I'd like to counter this. Denying access to 'various files in procfs and sysfs' is too fragile. All it takes is a new file to be added in a new kernel release for this to cause a security issue. A container should be fully usable without having a procfs or sysfs mounted at all.

If that's not possible for some reason, access to various files in procfs/sysfs should be based on a whitelist, not a blacklist.

podman completely overlooked in the discussion

Posted Aug 23, 2019 10:36 UTC (Fri) by dowdle (subscriber, #659) [Link]

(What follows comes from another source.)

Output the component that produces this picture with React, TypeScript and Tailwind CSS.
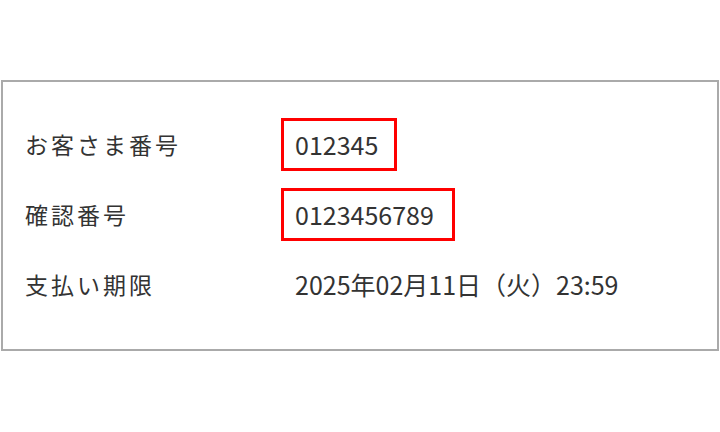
const rows = [
  { label: 'お客さま番号', value: '012345', boxed: true, width: 'w-[116px]' },
  { label: '確認番号', value: '0123456789', boxed: true, width: 'w-[174px]' },
  { label: '支払い期限', value: '2025年02月11日（火）23:59', boxed: false, width: '' },
];

export default function App() {
  return (
    <div
      className="w-[720px] h-[432px] bg-white pt-[80px] text-[#333]"
      style={{ fontFamily: '"Noto Sans CJK JP", "Noto Sans", sans-serif' }}
    >
      {/* info card */}
      <div className="ml-[1px] w-[718px] h-[271px] border-2 border-[#aaa] pt-[36px] pl-[22px] flex flex-col gap-[17px]">
        {rows.map((row) => (
          <div key={row.label} className="flex items-center h-[53px]">
            <div className="w-[256px] text-[23px] tracking-[3px] leading-none">{row.label}</div>
            <div
              className={
                row.boxed
                  ? `${row.width} h-[53px] border-[3px] border-[#f00] pl-[11px] flex items-center text-[25px] leading-none`
                  : 'h-[53px] border-[3px] border-transparent pl-[11px] flex items-center text-[25px] leading-none'
              }
            >
              {row.value}
            </div>
          </div>
        ))}
      </div>
    </div>
  );
}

On YouTube there are several video recordings of presentations done by Red Hat's Dan Walsh... several specifically about the various security mechanisms that are available and how they are being utilized with podman. Perhaps podman was overlooked intentionally because it was considered to be primarily targeting application containers... but in later releases of podman, system containers are also doable.

podman also is striving for making unprivledged containers the norm and has put a lot of work into that by utilizing user namespaces among other things. They also have the issue with filesystem ownership on the host vs in the container and trying to find the best way to solve it. I hadn't heard of shiftfs before but perhaps the two projects (LXD and podman) could work on this problem together?